What you have to do –
Leaving out the pictures, retype all the material exactly.

Data lines –
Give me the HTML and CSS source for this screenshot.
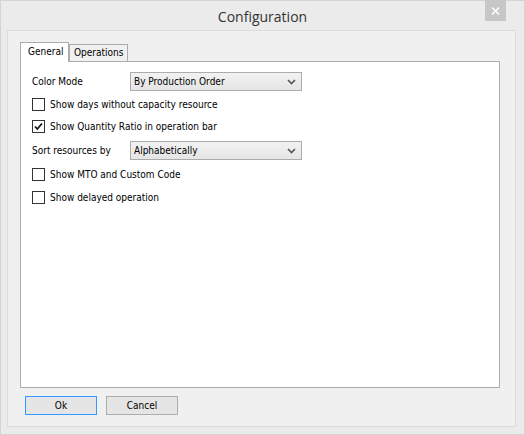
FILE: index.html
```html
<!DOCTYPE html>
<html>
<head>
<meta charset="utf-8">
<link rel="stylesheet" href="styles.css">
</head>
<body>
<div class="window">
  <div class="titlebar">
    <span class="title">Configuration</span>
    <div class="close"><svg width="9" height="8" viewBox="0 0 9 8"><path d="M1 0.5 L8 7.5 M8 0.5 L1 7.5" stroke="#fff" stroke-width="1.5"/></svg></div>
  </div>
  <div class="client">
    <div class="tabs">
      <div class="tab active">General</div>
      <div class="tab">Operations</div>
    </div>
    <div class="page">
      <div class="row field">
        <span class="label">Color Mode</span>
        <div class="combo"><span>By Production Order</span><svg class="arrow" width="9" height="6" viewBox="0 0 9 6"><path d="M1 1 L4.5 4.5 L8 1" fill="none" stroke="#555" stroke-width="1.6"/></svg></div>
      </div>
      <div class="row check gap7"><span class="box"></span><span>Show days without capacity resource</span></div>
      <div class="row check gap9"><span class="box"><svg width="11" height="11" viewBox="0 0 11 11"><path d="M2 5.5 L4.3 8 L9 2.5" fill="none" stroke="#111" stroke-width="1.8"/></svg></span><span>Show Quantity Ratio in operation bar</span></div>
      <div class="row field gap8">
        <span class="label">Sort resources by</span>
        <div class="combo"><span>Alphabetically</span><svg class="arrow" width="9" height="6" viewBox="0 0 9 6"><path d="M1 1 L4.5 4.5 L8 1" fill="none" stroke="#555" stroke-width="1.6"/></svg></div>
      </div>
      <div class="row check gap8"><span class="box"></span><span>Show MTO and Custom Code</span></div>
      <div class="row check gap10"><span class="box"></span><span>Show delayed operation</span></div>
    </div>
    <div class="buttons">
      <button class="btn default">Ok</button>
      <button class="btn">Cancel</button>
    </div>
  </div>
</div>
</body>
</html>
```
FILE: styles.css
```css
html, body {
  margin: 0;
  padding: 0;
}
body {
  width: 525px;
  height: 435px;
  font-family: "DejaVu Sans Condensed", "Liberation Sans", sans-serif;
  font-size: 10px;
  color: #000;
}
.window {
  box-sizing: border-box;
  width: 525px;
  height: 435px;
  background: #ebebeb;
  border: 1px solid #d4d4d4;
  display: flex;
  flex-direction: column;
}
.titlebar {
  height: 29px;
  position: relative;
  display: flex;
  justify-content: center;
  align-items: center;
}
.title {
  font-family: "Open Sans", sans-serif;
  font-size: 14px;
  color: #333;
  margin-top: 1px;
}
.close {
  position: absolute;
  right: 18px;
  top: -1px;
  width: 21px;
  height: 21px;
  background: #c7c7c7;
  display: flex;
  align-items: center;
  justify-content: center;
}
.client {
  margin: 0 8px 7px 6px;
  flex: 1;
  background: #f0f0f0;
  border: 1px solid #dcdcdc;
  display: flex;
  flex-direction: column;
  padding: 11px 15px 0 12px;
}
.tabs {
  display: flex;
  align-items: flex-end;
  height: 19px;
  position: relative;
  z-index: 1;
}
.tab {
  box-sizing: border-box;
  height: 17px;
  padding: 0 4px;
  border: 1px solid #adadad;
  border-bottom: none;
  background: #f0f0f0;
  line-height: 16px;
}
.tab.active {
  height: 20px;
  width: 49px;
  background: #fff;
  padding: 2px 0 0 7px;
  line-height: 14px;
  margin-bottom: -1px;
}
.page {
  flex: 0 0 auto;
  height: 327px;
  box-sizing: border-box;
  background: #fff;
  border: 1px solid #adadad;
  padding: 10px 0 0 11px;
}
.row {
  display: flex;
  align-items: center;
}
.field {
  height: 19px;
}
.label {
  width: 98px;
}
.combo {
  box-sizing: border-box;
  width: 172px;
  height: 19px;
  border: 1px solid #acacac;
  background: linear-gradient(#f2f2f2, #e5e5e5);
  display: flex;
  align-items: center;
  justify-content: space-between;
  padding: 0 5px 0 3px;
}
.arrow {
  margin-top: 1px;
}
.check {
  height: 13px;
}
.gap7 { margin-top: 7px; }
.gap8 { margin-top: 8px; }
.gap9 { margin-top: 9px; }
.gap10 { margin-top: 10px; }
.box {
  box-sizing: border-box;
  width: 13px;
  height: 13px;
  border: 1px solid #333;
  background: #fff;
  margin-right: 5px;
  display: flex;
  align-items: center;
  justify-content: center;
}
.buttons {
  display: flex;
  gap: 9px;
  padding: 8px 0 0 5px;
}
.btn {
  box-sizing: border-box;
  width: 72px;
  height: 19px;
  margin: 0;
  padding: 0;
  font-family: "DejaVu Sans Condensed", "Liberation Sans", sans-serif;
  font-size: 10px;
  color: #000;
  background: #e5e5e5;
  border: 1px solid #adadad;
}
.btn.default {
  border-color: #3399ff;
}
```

Task solution –
Give me the HTML and CSS source for this screenshot.
FILE: index.html
```html
<!DOCTYPE html>
<html>
<head>
<meta charset="utf-8">
<link rel="stylesheet" href="styles.css">
</head>
<body>
<div class="window">
  <div class="titlebar">
    <span class="title">Configuration</span>
    <div class="close"><svg width="9" height="8" viewBox="0 0 9 8"><path d="M1 0.5 L8 7.5 M8 0.5 L1 7.5" stroke="#fff" stroke-width="1.5"/></svg></div>
  </div>
  <div class="client">
    <div class="tabs">
      <div class="tab active">General</div>
      <div class="tab">Operations</div>
    </div>
    <div class="page">
      <div class="row field">
        <span class="label">Color Mode</span>
        <div class="combo"><span>By Production Order</span><svg class="arrow" width="9" height="6" viewBox="0 0 9 6"><path d="M1 1 L4.5 4.5 L8 1" fill="none" stroke="#555" stroke-width="1.6"/></svg></div>
      </div>
      <div class="row check gap7"><span class="box"></span><span>Show days without capacity resource</span></div>
      <div class="row check gap9"><span class="box"><svg width="11" height="11" viewBox="0 0 11 11"><path d="M2 5.5 L4.3 8 L9 2.5" fill="none" stroke="#111" stroke-width="1.8"/></svg></span><span>Show Quantity Ratio in operation bar</span></div>
      <div class="row field gap8">
        <span class="label">Sort resources by</span>
        <div class="combo"><span>Alphabetically</span><svg class="arrow" width="9" height="6" viewBox="0 0 9 6"><path d="M1 1 L4.5 4.5 L8 1" fill="none" stroke="#555" stroke-width="1.6"/></svg></div>
      </div>
      <div class="row check gap8"><span class="box"></span><span>Show MTO and Custom Code</span></div>
      <div class="row check gap10"><span class="box"></span><span>Show delayed operation</span></div>
    </div>
    <div class="buttons">
      <button class="btn default">Ok</button>
      <button class="btn">Cancel</button>
    </div>
  </div>
</div>
</body>
</html>
```
FILE: styles.css
```css
html, body {
  margin: 0;
  padding: 0;
}
body {
  width: 525px;
  height: 435px;
  font-family: "DejaVu Sans Condensed", "Liberation Sans", sans-serif;
  font-size: 10px;
  color: #000;
}
.window {
  box-sizing: border-box;
  width: 525px;
  height: 435px;
  background: #ebebeb;
  border: 1px solid #d4d4d4;
  display: flex;
  flex-direction: column;
}
.titlebar {
  height: 29px;
  position: relative;
  display: flex;
  justify-content: center;
  align-items: center;
}
.title {
  font-family: "Open Sans", sans-serif;
  font-size: 14px;
  color: #333;
  margin-top: 1px;
}
.close {
  position: absolute;
  right: 18px;
  top: -1px;
  width: 21px;
  height: 21px;
  background: #c7c7c7;
  display: flex;
  align-items: center;
  justify-content: center;
}
.client {
  margin: 0 8px 7px 6px;
  flex: 1;
  background: #f0f0f0;
  border: 1px solid #dcdcdc;
  display: flex;
  flex-direction: column;
  padding: 11px 15px 0 12px;
}
.tabs {
  display: flex;
  align-items: flex-end;
  height: 19px;
  position: relative;
  z-index: 1;
}
.tab {
  box-sizing: border-box;
  height: 17px;
  padding: 0 4px;
  border: 1px solid #adadad;
  border-bottom: none;
  background: #f0f0f0;
  line-height: 16px;
}
.tab.active {
  height: 20px;
  width: 49px;
  background: #fff;
  padding: 2px 0 0 7px;
  line-height: 14px;
  margin-bottom: -1px;
}
.page {
  flex: 0 0 auto;
  height: 327px;
  box-sizing: border-box;
  background: #fff;
  border: 1px solid #adadad;
  padding: 10px 0 0 11px;
}
.row {
  display: flex;
  align-items: center;
}
.field {
  height: 19px;
}
.label {
  width: 98px;
}
.combo {
  box-sizing: border-box;
  width: 172px;
  height: 19px;
  border: 1px solid #acacac;
  background: linear-gradient(#f2f2f2, #e5e5e5);
  display: flex;
  align-items: center;
  justify-content: space-between;
  padding: 0 5px 0 3px;
}
.arrow {
  margin-top: 1px;
}
.check {
  height: 13px;
}
.gap7 { margin-top: 7px; }
.gap8 { margin-top: 8px; }
.gap9 { margin-top: 9px; }
.gap10 { margin-top: 10px; }
.box {
  box-sizing: border-box;
  width: 13px;
  height: 13px;
  border: 1px solid #333;
  background: #fff;
  margin-right: 5px;
  display: flex;
  align-items: center;
  justify-content: center;
}
.buttons {
  display: flex;
  gap: 9px;
  padding: 8px 0 0 5px;
}
.btn {
  box-sizing: border-box;
  width: 72px;
  height: 19px;
  margin: 0;
  padding: 0;
  font-family: "DejaVu Sans Condensed", "Liberation Sans", sans-serif;
  font-size: 10px;
  color: #000;
  background: #e5e5e5;
  border: 1px solid #adadad;
}
.btn.default {
  border-color: #3399ff;
}
```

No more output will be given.